The Company’s wholly owned subsidiaries agreed to complete defined public improvements and to indemnify Howard County, Maryland, for certain matters as part of the Downtown Columbia Redevelopment District TIF bonds. The Company guaranteed the performance of its subsidiaries under the funding agreement for up to a maximum of $1.0 million until October 31, 2020. Furthermore, to the extent that increases in taxes do not cover debt service payments on the TIF bonds, the Company’s wholly owned subsidiary is obligated to pay special taxes. Management has concluded that as of September 30, 2020, any obligations to pay special taxes are not probable.

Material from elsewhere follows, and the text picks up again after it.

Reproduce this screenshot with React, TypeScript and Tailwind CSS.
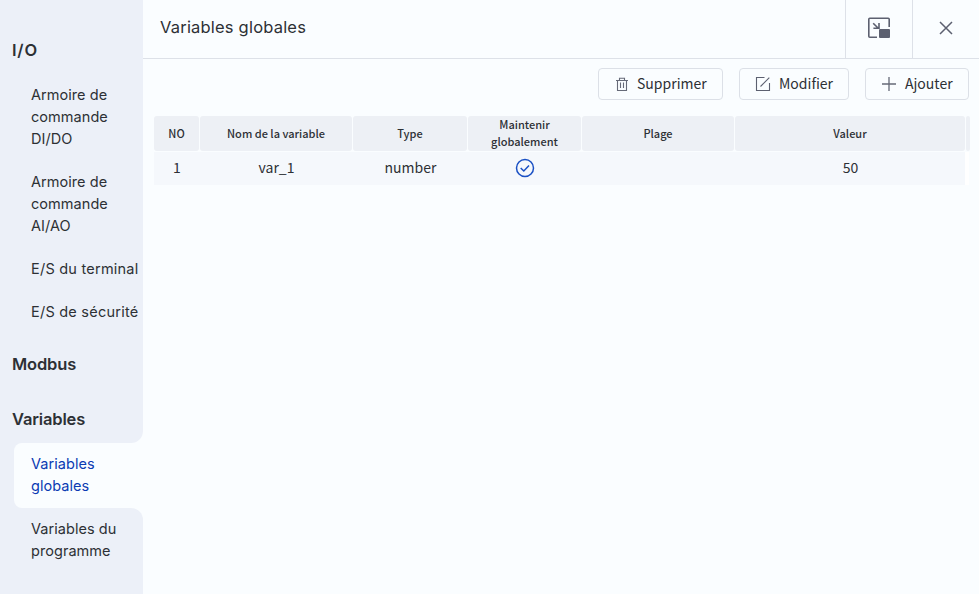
import React from "react";

const Item = ({ children, active = false, wide = false }: { children: React.ReactNode; active?: boolean; wide?: boolean }) => (
  <a className={"block whitespace-nowrap text-[14.5px] leading-[22px] " + (wide ? "tracking-[0.23px] " : "tracking-[0.05px] ") + (active ? "text-[#0b3bb3]" : "text-[#2d3035]")}>
    {children}
  </a>
);

const Heading = ({ children }: { children: React.ReactNode }) => (
  <h2 className="ml-3 text-[16.5px] font-semibold leading-6 tracking-[-0.15px] text-[#2d3035]">{children}</h2>
);

const Button = ({ className, icon, children }: { className: string; icon: React.ReactNode; children: React.ReactNode }) => (
  <button className={"flex h-8 items-center rounded-[4px] border border-[#dce0e7] pb-px text-[14px] leading-5 " + className}>
    {icon}
    <span className="pb-[2px]">{children}</span>
  </button>
);

const Th = ({ children }: { children?: React.ReactNode }) => (
  <div className="flex h-[35px] items-center justify-center rounded-[3px] bg-[#edf0f5] pb-px text-center text-[11px] font-medium leading-[17px]">
    {children}
  </div>
);

const Td = ({ children }: { children?: React.ReactNode }) => (
  <div className="flex items-center justify-center pb-[3px] pl-px">{children}</div>
);

export default function App() {
  return (
    <div className="flex h-[594px] w-[979px] overflow-hidden bg-[#fafdff] font-['Inter','Noto_Sans_CJK_SC',sans-serif] text-[#2d3035]">
      <aside className="flex w-[143px] shrink-0 flex-col">
        <div className="h-[443px] rounded-br-[12px] bg-[#ecf0f8] pt-[38px]">
          <Heading><span className="tracking-[0.8px]">I/O</span></Heading>
          <nav className="ml-[31px] mt-[22px] flex flex-col gap-[21px]">
            <Item>Armoire de<br />commande<br />DI/DO</Item>
            <Item>Armoire de<br />commande<br />AI/AO</Item>
            <Item wide>E/S du terminal</Item>
            <Item wide>E/S de sécurité</Item>
          </nav>
          <div className="mt-[29px] flex flex-col gap-[31px]">
            <Heading>Modbus</Heading>
            <Heading>Variables</Heading>
          </div>
        </div>
        <div className="h-[65px] bg-[#ecf0f8] pl-[14px]">
          <div className="h-full rounded-l-[8px] bg-[#fafdff] pl-[17px] pt-[10px]">
            <Item active>Variables<br />globales</Item>
          </div>
        </div>
        <div className="flex-1 rounded-tr-[12px] bg-[#ecf0f8] pl-[31px] pt-[10px]">
          <Item>Variables du<br />programme</Item>
        </div>
      </aside>

      <main className="flex min-w-0 flex-1 flex-col">
        <header className="flex h-[59px] border-b border-[#dde1e8]">
          <h1 className="flex flex-1 items-center pb-[4px] pl-[17px] text-[16.5px] tracking-[0.2px]">Variables globales</h1>
          <button className="flex w-[67px] items-center justify-center border-l border-[#dde1e8] pb-[2px]">
            <svg width="24" height="24" viewBox="0 0 24 24" fill="none" stroke="#5c6070" strokeWidth="1.6">
              <path d="M22.2 11V3.2Q22.2 2.2 21.2 2.2H2.8Q1.8 2.2 1.8 3.2V20.2Q1.8 21.2 2.8 21.2H10" />
              <path d="M6.2 7.2L11 12M12 7V12.2H6.4" />
              <rect x="12" y="13" width="11" height="9" rx="1" fill="#5c6070" stroke="none" />
            </svg>
          </button>
          <button className="flex w-[67px] items-center justify-center border-l border-[#dde1e8] pb-[2px]">
            <svg width="14" height="14" viewBox="0 0 14 14" stroke="#5c6070" strokeWidth="1.5">
              <path d="M1 1L13 13M13 1L1 13" />
            </svg>
          </button>
        </header>

        <section className="flex flex-1 flex-col pl-[11px] pr-[10px] font-['Noto_Sans_CJK_SC',sans-serif]">
          <div className="mt-[9px] flex justify-end gap-4">
            <Button className="w-[125px] gap-[8px] pl-[16px]" icon={
              <svg width="14" height="16" viewBox="0 0 14 16" fill="none" stroke="#666a78" strokeWidth="1.1">
                <path d="M1 4.5H13M4.5 4V2.2H9.5V4M2.5 4.5V14.5H11.5V4.5M5.5 6.5V12M8.5 6.5V12" />
              </svg>
            }>Supprimer</Button>
            <Button className="w-[110px] gap-[8px] pl-[15px]" icon={
              <svg width="16" height="16" viewBox="0 0 16 16" fill="none" stroke="#5c6070" strokeWidth="1.1">
                <path d="M9.5 1.5H1.5V14.5H14.5V7M5.5 10.5L14.3 1.7" />
              </svg>
            }>Modifier</Button>
            <Button className="w-[104px] gap-[9px] pl-[16px]" icon={
              <svg width="14" height="14" viewBox="0 0 14 14" stroke="#666a78" strokeWidth="1.3">
                <path d="M7 0V14M0 7H14" />
              </svg>
            }>Ajouter</Button>
          </div>

          <div className="mt-4 grid grid-cols-[45px_152px_114px_113px_152px_230px_4px] gap-px">
            <Th>NO</Th>
            <Th>Nom de la variable</Th>
            <Th>Type</Th>
            <Th>Maintenir<br />globalement</Th>
            <Th>Plage</Th>
            <Th>Valeur</Th>
            <Th />
          </div>
          <div className="mt-px flex h-[33px]">
            <div className="grid w-[811px] grid-cols-[45px_152px_114px_113px_152px_230px] gap-px bg-[#f5f8fc] text-[14px]">
              <Td>1</Td>
              <Td>var_1</Td>
              <Td>number</Td>
              <Td>
                <svg className="mt-[2px]" width="20" height="20" viewBox="0 0 20 20" fill="none" stroke="#1a50c4" strokeWidth="1.5">
                  <circle cx="10" cy="10" r="8.5" />
                  <path d="M5.7 10L8.8 13L14 7.5" />
                </svg>
              </Td>
              <Td />
              <Td>50</Td>
            </div>
            <div className="w-1 bg-white" />
          </div>
        </section>
      </main>
    </div>
  );
}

As part of the Company’s development permits with the Hawai’i Community Development Authority for the condominium towers at Ward Village, the Company entered into a guarantee whereby it is required to reserve 20% of the residential units for local residents who meet certain maximum income and net worth requirements. This guarantee, which is triggered once the necessary permits are granted and construction commences, was satisfied for the Company’s three condominium towers, Waiea, Anaha, Ae‘o, with the opening of the Company’s fourth tower, Ke Kilohana, which is a workforce tower fully earmarked to fulfill this obligation. For the two towers under construction, the reserved units for the ‘A‘ali‘i tower are included in the tower, and the units for Kō'ula will either be built off site or fulfilled by paying a cash-in-lieu fee. As a result of this guarantee, the Company expects that future reserved housing towers will be delivered on a break-even basis.

The Company evaluates the likelihood of future performance under these guarantees and did not record an obligation as of September 30, 2020, and December 31, 2019.